Create a welcoming workplace culture
All employees should feel valued and respected, regardless of their origin or identity. Enhancing your diversity, equity, and inclusion efforts; planning social gatherings; establishing employee resource groups; and promoting interpersonal connections among staff members can foster a more inclusive environment and a sense of belonging.
Offer training and development opportunities
You can support candidates and employees from untapped talent pools by providing opportunities for advancement, exposing them to new challenges, and offering varied training and development initiatives and programs.
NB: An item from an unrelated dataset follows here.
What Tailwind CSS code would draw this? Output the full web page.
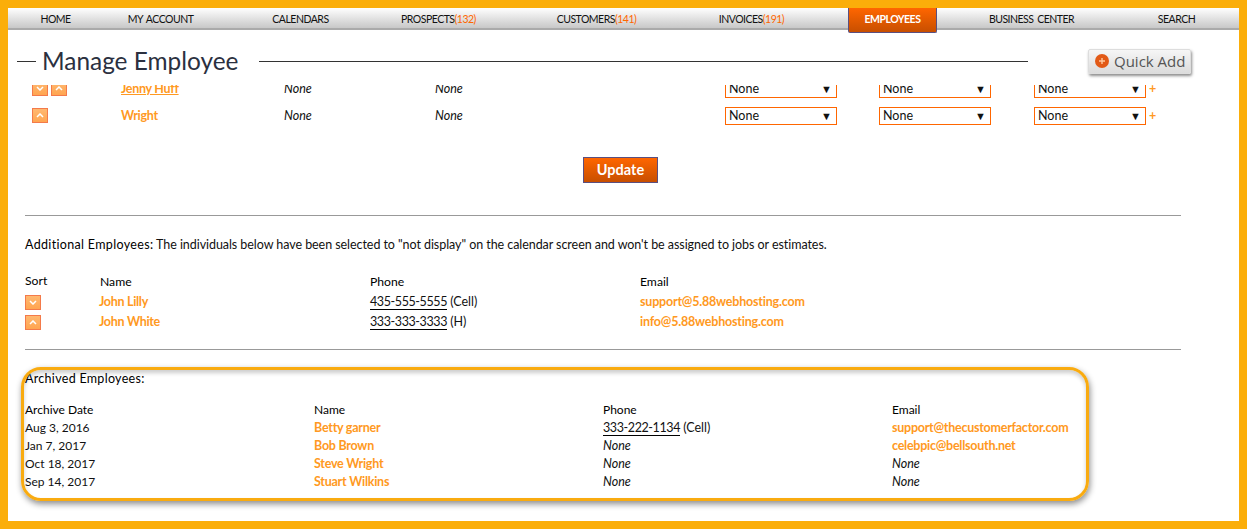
<!DOCTYPE html>
<html>
<head>
    <meta charset="UTF-8">
    <title>Manage Employee</title>
    <script src="https://cdn.jsdelivr.net/npm/@tailwindcss/browser@4"></script>
</head>
<body class="bg-[#fbae0a]">
    <div class="w-[1247px] h-[529px] border-8 border-[#fbae0a] bg-white overflow-hidden flex flex-col relative font-['Lato','Liberation_Sans',sans-serif] text-[12.5px] leading-[18px] text-[#111]">
        <!-- top nav -->
        <nav class="h-[22px] pt-[2px] shrink-0 flex items-center text-[10.5px] tracking-[-0.5px] [word-spacing:1.5px] uppercase text-[#111] border-b-2 border-[#aaa] bg-gradient-to-b from-white to-[#c8c8c8]">
            <a class="w-[95px] text-center">Home</a>
            <a class="w-[115px] text-center">My Account</a>
            <a class="w-[165px] text-center">Calendars</a>
            <a class="w-[111px] text-center">Prospects<span class="text-[#f60]">(132)</span></a>
            <a class="w-[205px] text-center">Customers<span class="text-[#f60]">(141)</span></a>
            <a class="w-[105px] text-center">Invoices<span class="text-[#f60]">(191)</span></a>
            <a class="w-[89px] ml-[44px] -mt-[2px] h-[25px] self-start text-center font-bold text-white leading-[22px] bg-gradient-to-b from-[#ff6600] to-[#c84f00] border-x border-b border-[#5a4f80] rounded-b-[2px]">Employees</a>
            <a class="w-[101px] ml-[44px] text-center">Business Center</a>
            <a class="w-[125px] ml-[32px] text-center">Search</a>
        </nav>

        <!-- page title -->
        <header class="h-[55px] pt-[7px] shrink-0 flex items-center pl-[9px]">
            <div class="w-[19px] h-px bg-[#333]"></div>
            <h1 class="ml-[6px] w-[196px] text-[24.4px] leading-[30px] text-[#2b3040] whitespace-nowrap">Manage Employee</h1>
            <div class="ml-[21px] w-[769px] h-px bg-[#333]"></div>
            <button class="ml-[60px] w-[103px] h-[25px] flex items-center gap-[5px] pl-[6px] rounded-[2px] text-[15px] text-[#555] font-['Open_Sans',sans-serif] bg-gradient-to-b from-[#f6f6f6] to-[#dcdcdc] border border-[#ddd] shadow-[1px_2px_3px_rgba(0,0,0,0.45)] whitespace-nowrap">
                <svg width="14" height="14" viewBox="0 0 14 14"><circle cx="7" cy="7" r="7" fill="#e25a17"/><path d="M7 4v6M4 7h6" stroke="#ffc9a0" stroke-width="1.4"/></svg>
                Quick Add
            </button>
        </header>

        <main class="flex-1 overflow-hidden">
            <div class="-mt-[10px]">
                <!-- sortable rows, first one scrolled under the header -->
                <div class="pl-[24px] h-[27px] grid grid-cols-[89px_163px_151px_290px_154px_155px_115px_auto] items-center">
                    <div class="flex gap-[3px]">
                        <span class="w-4 h-[15px] flex items-center justify-center bg-gradient-to-b from-[#ffb870] to-[#ffa550] border border-[#f47a4a]"><svg width="8" height="5" viewBox="0 0 8 5"><path d="M1 1l3 3 3-3" fill="none" stroke="#fff" stroke-width="1.5"/></svg></span>
                        <span class="w-4 h-[15px] flex items-center justify-center bg-gradient-to-b from-[#ffb870] to-[#ffa550] border border-[#f47a4a]"><svg width="8" height="5" viewBox="0 0 8 5"><path d="M1 4l3-3 3 3" fill="none" stroke="#fff" stroke-width="1.5"/></svg></span>
                    </div>
                    <a class="pt-px tracking-[-0.3px] font-bold text-[#ff9922] underline">Jenny Huff</a>
                    <i class="pt-px">None</i>
                    <i class="pt-px">None</i>
                    <div class="w-[112px] h-[18px] border border-[#f60] flex items-center justify-between pl-[3px] pr-[4px]"><span class="pt-px">None</span><span class="text-[11px]">▼</span></div>
                    <div class="w-[112px] h-[18px] border border-[#f60] flex items-center justify-between pl-[3px] pr-[4px]"><span class="pt-px">None</span><span class="text-[11px]">▼</span></div>
                    <div class="w-[112px] h-[18px] border border-[#f60] flex items-center justify-between pl-[3px] pr-[4px]"><span class="pt-px">None</span><span class="text-[11px]">▼</span></div>
                    <span class="font-bold text-[#ff9922]">+</span>
                </div>
                <div class="pl-[24px] h-[27px] grid grid-cols-[89px_163px_151px_290px_154px_155px_115px_auto] items-center">
                    <div class="flex gap-[3px]">
                        <span class="w-4 h-[15px] flex items-center justify-center bg-gradient-to-b from-[#ffb870] to-[#ffa550] border border-[#f47a4a]"><svg width="8" height="5" viewBox="0 0 8 5"><path d="M1 4l3-3 3 3" fill="none" stroke="#fff" stroke-width="1.5"/></svg></span>
                    </div>
                    <a class="pt-px tracking-[-0.3px] font-bold text-[#ff9922]">Wright</a>
                    <i class="pt-px">None</i>
                    <i class="pt-px">None</i>
                    <div class="w-[112px] h-[18px] border border-[#f60] flex items-center justify-between pl-[3px] pr-[4px]"><span class="pt-px">None</span><span class="text-[11px]">▼</span></div>
                    <div class="w-[112px] h-[18px] border border-[#f60] flex items-center justify-between pl-[3px] pr-[4px]"><span class="pt-px">None</span><span class="text-[11px]">▼</span></div>
                    <div class="w-[112px] h-[18px] border border-[#f60] flex items-center justify-between pl-[3px] pr-[4px]"><span class="pt-px">None</span><span class="text-[11px]">▼</span></div>
                    <span class="font-bold text-[#ff9922]">+</span>
                </div>

                <button class="block mt-[28px] ml-[575px] w-[75px] h-[26px] text-[14.5px] font-bold text-white bg-gradient-to-b from-[#ff6600] to-[#c84f00] border border-[#5a4f80]">Update</button>

                <div class="mt-[32px] mx-[17px] w-[1156px] h-px bg-[#999]"></div>

                <!-- additional employees -->
                <div class="ml-[17px]">
                    <p class="mt-[20px] tracking-[-0.06px]"><span class="text-black tracking-[0.33px]">Additional Employees:</span> The individuals below have been selected to "not display" on the calendar screen and won't be assigned to jobs or estimates.</p>
                    <div class="mt-[19px] grid grid-cols-[75px_270px_270px_auto] text-[12.2px] text-black">
                        <span class="-mt-px">Sort</span><span>Name</span><span>Phone</span><span>Email</span>
                    </div>
                    <div class="mt-[2px] grid grid-cols-[74px_271px_270px_auto] items-center">
                        <span class="w-4 h-[15px] flex items-center justify-center bg-gradient-to-b from-[#ffb870] to-[#ffa550] border border-[#f47a4a]"><svg width="8" height="5" viewBox="0 0 8 5"><path d="M1 1l3 3 3-3" fill="none" stroke="#fff" stroke-width="1.5"/></svg></span>
                        <a class="tracking-[-0.3px] font-bold text-[#ff9922]">John Lilly</a>
                        <span><span class="border-b border-black tracking-[-0.4px]">435-555-5555</span> (Cell)</span>
                        <a class="tracking-[-0.2px] font-bold text-[#ff9922]">support@5.88webhosting.com</a>
                    </div>
                    <div class="mt-[2px] grid grid-cols-[74px_271px_270px_auto] items-center">
                        <span class="w-4 h-[15px] flex items-center justify-center bg-gradient-to-b from-[#ffb870] to-[#ffa550] border border-[#f47a4a]"><svg width="8" height="5" viewBox="0 0 8 5"><path d="M1 4l3-3 3 3" fill="none" stroke="#fff" stroke-width="1.5"/></svg></span>
                        <a class="tracking-[-0.3px] font-bold text-[#ff9922]">John White</a>
                        <span><span class="border-b border-black tracking-[-0.4px]">333-333-3333</span> (H)</span>
                        <a class="tracking-[-0.2px] font-bold text-[#ff9922]">info@5.88webhosting.com</a>
                    </div>
                    <div class="mt-[18px] w-[1156px] h-px bg-[#999]"></div>

                    <!-- archived employees -->
                    <p class="mt-[20px] text-black tracking-[0.3px]">Archived Employees:</p>
                    <div class="mt-[13px] grid grid-cols-[289px_289px_289px_auto] text-[12px]">
                        <span class="text-black">Archive Date</span><span class="text-black">Name</span><span class="text-black">Phone</span><span class="text-black">Email</span>
                        <span>Aug 3, 2016</span><a class="text-[12.5px] tracking-[-0.25px] font-bold text-[#ff9922]">Betty garner</a><span class="text-[12.5px]"><span class="border-b border-black tracking-[-0.4px]">333-222-1134</span> (Cell)</span><a class="text-[12.5px] tracking-[-0.25px] font-bold text-[#ff9922]">support@thecustomerfactor.com</a>
                        <span>Jan 7, 2017</span><a class="text-[12.5px] tracking-[-0.25px] font-bold text-[#ff9922]">Bob Brown</a><i class="text-[12.5px]">None</i><a class="text-[12.5px] tracking-[-0.25px] font-bold text-[#ff9922]">celebpic@bellsouth.net</a>
                        <span>Oct 18, 2017</span><a class="text-[12.5px] tracking-[-0.25px] font-bold text-[#ff9922]">Steve Wright</a><i class="text-[12.5px]">None</i><i class="text-[12.5px]">None</i>
                        <span>Sep 14, 2017</span><a class="text-[12.5px] tracking-[-0.25px] font-bold text-[#ff9922]">Stuart Wilkins</a><i class="text-[12.5px]">None</i><i class="text-[12.5px]">None</i>
                    </div>
                </div>
            </div>
        </main>

        <!-- highlight drawn over the archived section -->
        <div class="absolute left-[13px] top-[359px] w-[1068px] h-[134px] rounded-[20px] border-[3px] border-[#f9ab10] shadow-[1px_3px_6px_rgba(0,0,0,0.45),inset_0_3px_4px_rgba(0,0,0,0.2)] pointer-events-none"></div>
    </div>
</body>
</html>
Recognize and reward employee contributions
Employees, especially those from underrepresented groups, want to be appreciated and rewarded for their contributions at work. By highlighting and rewarding their achievements through a year-end bonus or a recognition program for top performers, you can increase employee morale and job satisfaction while also having a positive effect on the organization's overall productivity and success.
Other strategies include:
- Fostering partnerships with community organizations, professional associations, and educational institutions to expand your talent pool and reach a wider range of candidates
- Offering flexible work arrangements, such as part-time or overnight hours and in-office, remote, or hybrid work models
- Revising your compensation and benefits packages and incorporating other perks, such as sign-on bonuses or tuition reimbursement
Tap into the untapped talent
By drawing from a larger pool of candidates, you can attract and keep talented individuals who might otherwise go unnoticed. You can improve your company's bottom line and meet your recruitment needs by utilizing untapped talent. It also promotes a more diverse and inclusive workplace, which has advantages such as more effective problem-solving, enhanced creativity, and an increased understanding of different viewpoints. Your company can be more innovative, competitive, and successful by taking steps to recruit and retain untapped talent.